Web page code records
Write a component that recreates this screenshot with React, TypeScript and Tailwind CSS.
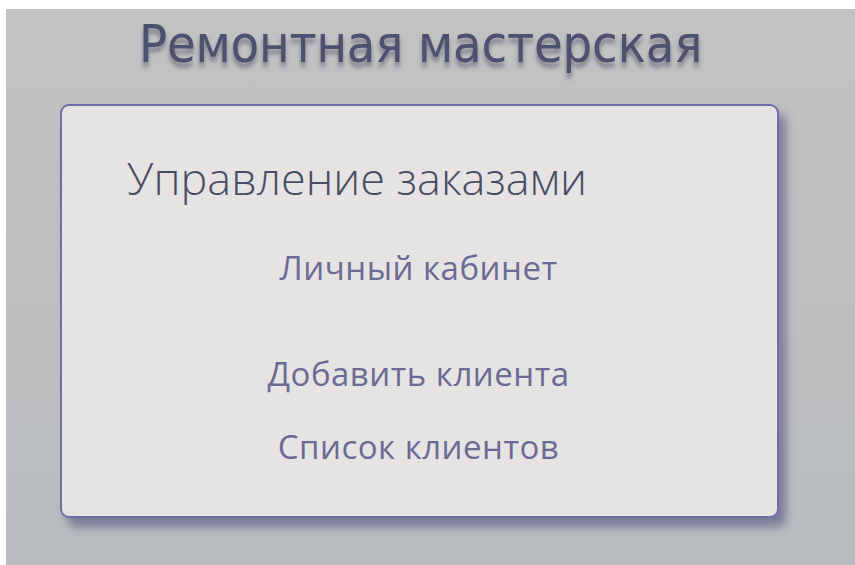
export default function App() {
    const links = ['Добавить клиента', 'Список клиентов']

    return (
        <div className="w-[855px] h-[565px] bg-white pt-[9px] pl-[6px] overflow-hidden">
            <div className="h-full w-full bg-gradient-to-b from-[#c2c2c2] to-[#b9bcbf] pt-[5px]">
                <h1
                    className="text-center text-[#4d5170] text-[52px] leading-[60px] pr-[20px] tracking-[-0.2px] [text-shadow:0_5px_4px_rgba(40,40,70,0.45)]"
                    style={{ fontFamily: '"Liberation Sans Narrow", "DejaVu Sans Condensed", sans-serif' }}
                >
                    Ремонтная мастерская
                </h1>
                <div className="mt-[30px] ml-[54px] w-[719px] h-[414px] rounded-[9px] border-2 border-[#6e6eaa] bg-[#e5e4e3] shadow-[7px_9px_10px_rgba(70,70,120,0.55)]">
                    <h2
                        className="pl-[65px] pt-[47px] text-[45px] leading-[50px] font-light text-[#4a4c64]"
                        style={{ fontFamily: '"Open Sans", sans-serif' }}
                    >
                        Управление заказами
                    </h2>
                    <nav
                        className="flex flex-col items-center pr-[2px] text-[33px] tracking-[0.5px] text-[#6c6a94]"
                        style={{ fontFamily: '"Open Sans", sans-serif' }}
                    >
                        <a className="mt-[45px] leading-[40px]">Личный кабинет</a>
                        <div className="mt-[66px] flex flex-col items-center gap-[33px]">
                            {links.map((label) => (
                                <a key={label} className="leading-[40px]">
                                    {label}
                                </a>
                            ))}
                        </div>
                    </nav>
                </div>
            </div>
        </div>
    )
}
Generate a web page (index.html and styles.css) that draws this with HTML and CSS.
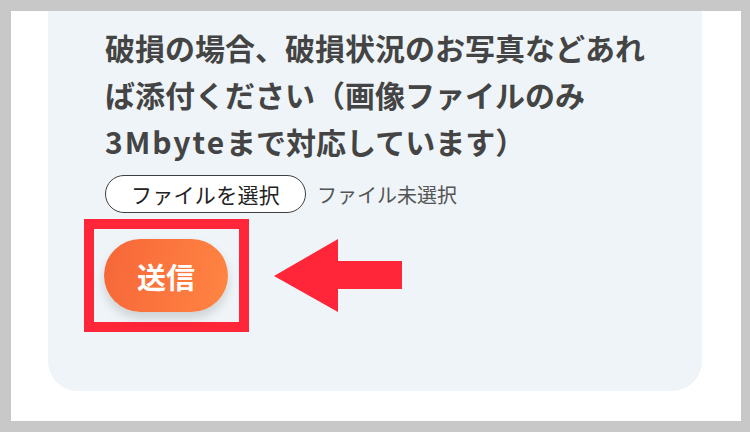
FILE: index.html
```html
<!DOCTYPE html>
<html lang="ja">
<head>
<meta charset="utf-8">
<link rel="stylesheet" href="styles.css">
</head>
<body>
<div class="frame">
  <div class="card">
    <p class="note">破損の場合、破損状況のお写真などあれ<br>ば添付ください（画像ファイルのみ<br><span class="latin">3Mbyte</span>まで対応しています）</p>
    <div class="file-row">
      <span class="file-btn">ファイルを選択</span>
      <span class="file-label">ファイル未選択</span>
    </div>
    <div class="submit-row">
      <div class="highlight">
        <button class="submit" type="button">送信</button>
      </div>
      <svg class="arrow" width="128" height="73" viewBox="0 0 128 73" aria-hidden="true">
        <polygon points="0,37 64,0 64,22 128,22 128,50 64,50 64,73" fill="#ff2639"/>
      </svg>
    </div>
  </div>
</div>
</body>
</html>
```
FILE: styles.css
```css
html, body {
  margin: 0;
  padding: 0;
}
body {
  background: #c8c8c8;
  width: 750px;
  height: 432px;
  overflow: hidden;
  font-family: "Noto Sans CJK JP", "Noto Sans", sans-serif;
}
.frame {
  margin: 11px 9px 0 11px;
  height: 410px;
  background: #ffffff;
  padding: 0 39px 0 37px;
  box-sizing: border-box;
}
.card {
  height: 380px;
  background: #eef4f7;
  border-radius: 0 0 30px 30px;
  padding: 13px 20px 0 57px;
  box-sizing: border-box;
}
.note {
  margin: 0;
  font-size: 30px;
  line-height: 47px;
  font-weight: 700;
  color: #444444;
  white-space: nowrap;
}
.latin {
  letter-spacing: 2px;
}
.file-row {
  display: flex;
  align-items: center;
  gap: 11px;
  margin-top: 10px;
}
.file-btn {
  box-sizing: border-box;
  width: 201px;
  height: 38px;
  border: 1.5px solid #3f3f3f;
  border-radius: 19px;
  background: #ffffff;
  display: flex;
  align-items: center;
  justify-content: center;
  font-size: 21px;
  color: #222222;
  letter-spacing: 0.3px;
}
.file-label {
  font-size: 20px;
  color: #555555;
}
.submit-row {
  display: flex;
  align-items: center;
  gap: 25px;
  margin-top: 6px;
  margin-left: -21px;
}
.highlight {
  border: 10px solid #ff2639;
  padding: 10px 11px 10px 10px;
  width: 124px;
  height: 73px;
  box-sizing: content-box;
}
.submit {
  width: 124px;
  height: 73px;
  border: none;
  border-radius: 37px;
  background: linear-gradient(100deg, #f76639 0%, #ff8542 100%);
  box-shadow: 0 6px 10px rgba(60, 60, 60, 0.18);
  color: #ffffff;
  font-family: "Noto Sans CJK JP", "Noto Sans", sans-serif;
  font-size: 29px;
  font-weight: 700;
  padding: 0;
  display: block;
}
.arrow {
  display: block;
}
```
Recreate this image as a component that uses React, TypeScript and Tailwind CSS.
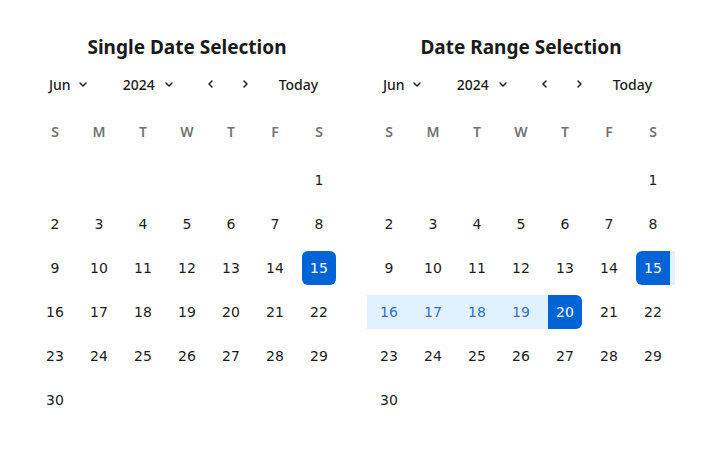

- _GOAL_
Please extract exactly the lines of the data, from the first through the line containing "const links = ['Добавить", and add no pictures to the copy.

- _REPLY TO THE TASK_
Write a component that recreates this screenshot with React, TypeScript and Tailwind CSS.
export default function App() {
    const links = ['Добавить клиента', 'Список клиентов']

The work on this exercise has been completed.